The keyboard controls are serviceable, but this game just begs for a gamepad. If you have access to an Xbox 360 pad, all the better, since it's natively supported. I used an Xbox controller emulator for my PS3 DualShock on my PC, and it worked excellently. While some may not like the growing trend towards console gaming on PC, I think it's wonderful. If a gamepad is all it takes to get games of all types on my preferred platform, I am all for it. I am doubly grateful when it's a classic franchise like Sonic the Hedgehog.
This game has a few appropriateness issues. There is animated violence, which is rather expected. The Cop Speeders may be an issue for some (bad cops). In a few scenes, the intro in particular, Amy Rose, one of Sonic's friends, claims to be his 'girlfriend', though he doesn't seem to feel the same way, and he is seen holding her at a proper distance or deflecting her affections. The most problematic thing in my opinion is Rouge the Bat, who is a character who acts in a very alluring way, and wears clothes with really low cleavage. One of the challenge levels featuring her has you call upon her to 'charm' otherwise invincible robots so they can drop their defenses while ogling her. Fortunately, this level is optional, though encountering her in the game at all is not.
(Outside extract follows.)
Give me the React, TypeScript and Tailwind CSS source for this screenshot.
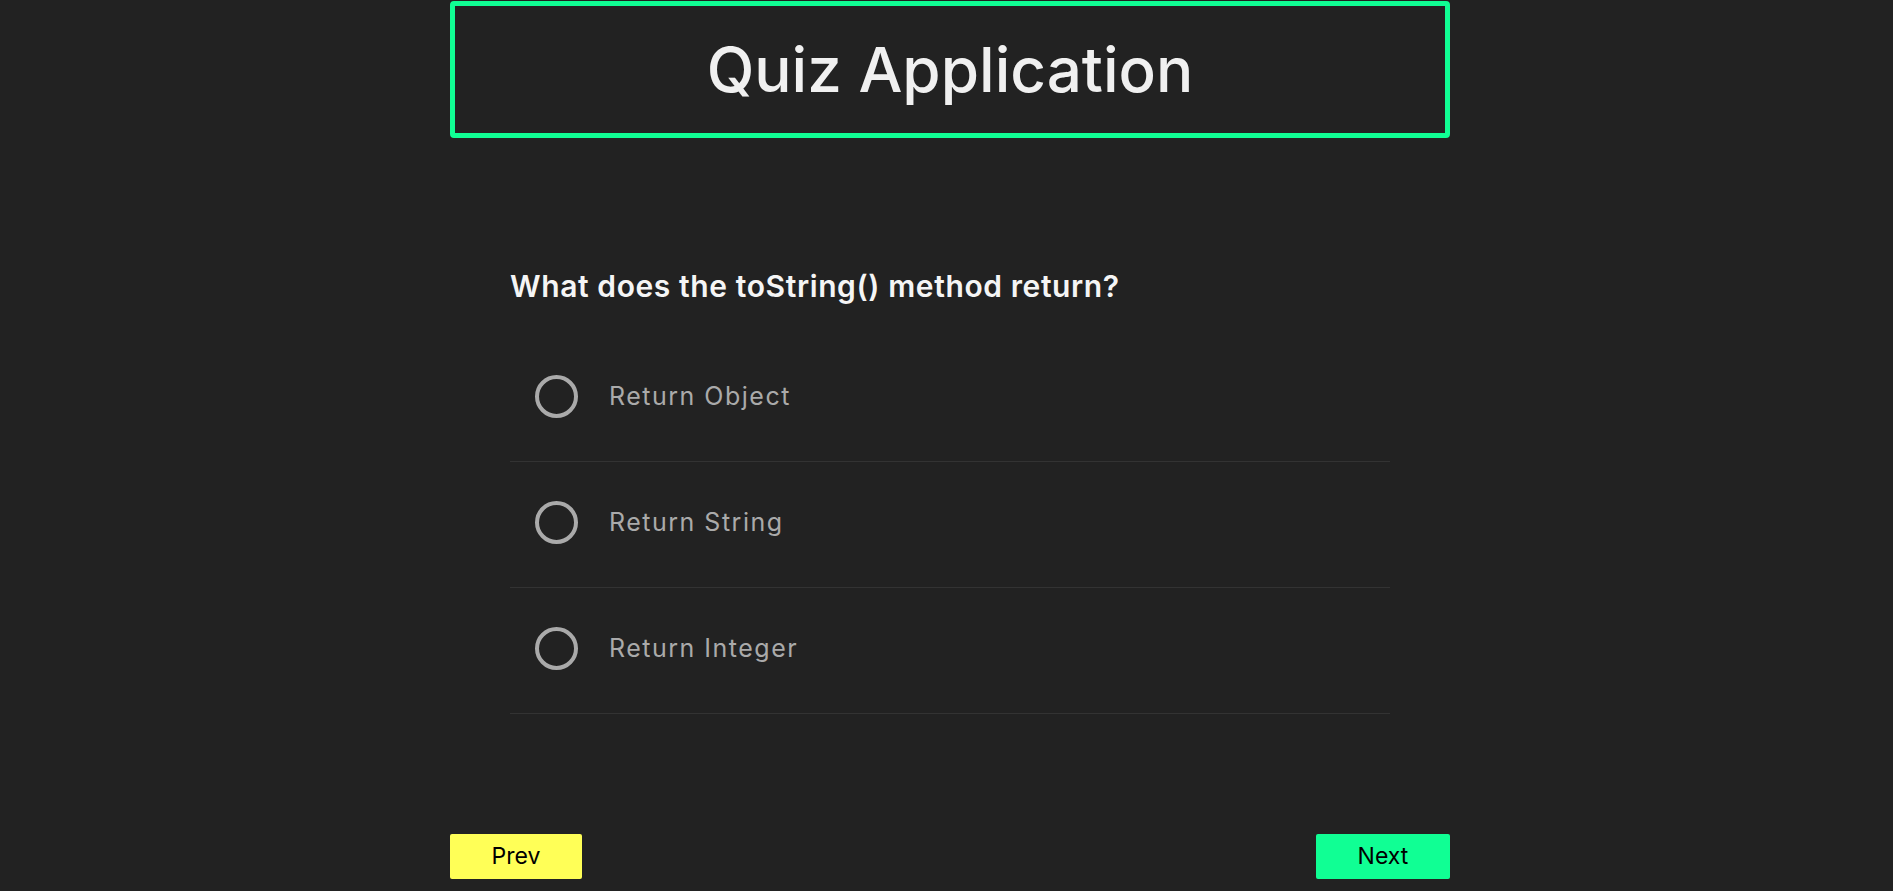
const options = ["Return Object", "Return String", "Return Integer"];

const Option = ({ label }: { label: string }) => {
  return (
    <label className="flex items-center h-[126px] pb-[4px] border-b border-[#333333] cursor-pointer">
      <span className="ml-[25px] w-[43px] h-[43px] rounded-full border-[4px] border-[#aaaaaa] shrink-0" />
      <span className="ml-[31px] text-[25px] tracking-[1.5px] text-[#aaaaaa] font-normal">{label}</span>
    </label>
  );
};

export default function App() {
  return (
    <div
      className="min-h-screen bg-[#222222] text-[#f0f0f0] pl-[7px]"
      style={{ fontFamily: "Inter, 'Noto Sans', sans-serif" }}
    >
      <div className="w-[1000px] mx-auto pt-px">
        <header className="h-[137px] border-[5px] border-[#10ff94] rounded-[4px] flex items-center justify-center">
          <h1 className="text-[62px] font-medium text-[#f0f0f0]">Quiz Application</h1>
        </header>

        <main className="w-[880px] mx-auto mt-[130px]">
          <h2 className="text-[30px] font-semibold leading-[36px] tracking-[0.6px] text-[#f5f5f5]">
            What does the toString() method return?
          </h2>
          <div className="mt-[32px]">
            {options.map((o) => (
              <Option key={o} label={o} />
            ))}
          </div>
        </main>

        <div className="flex justify-between mt-[120px]">
          <button className="w-[132px] h-[45px] bg-[#ffff57] rounded-[2px] text-[23px] text-black">Prev</button>
          <button className="w-[134px] h-[45px] bg-[#10ff94] rounded-[2px] text-[23px] text-black">Next</button>
        </div>
      </div>
    </div>
  );
}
Sonic Generations is a love letter to Sonic fans. This game takes much of what the older fans like, including solid 2D gameplay, and combines it with high-speed 3D levels to make it a great tribute to Sonic's history. While it does have a few smaller regrettable appropriateness issues, and a few quirky boss battles, these are rather minor in the scheme of the whole game. As a result, I feel confident in recommending this game if you enjoy high-speed, console-style, action. It's just a whole lot of fun.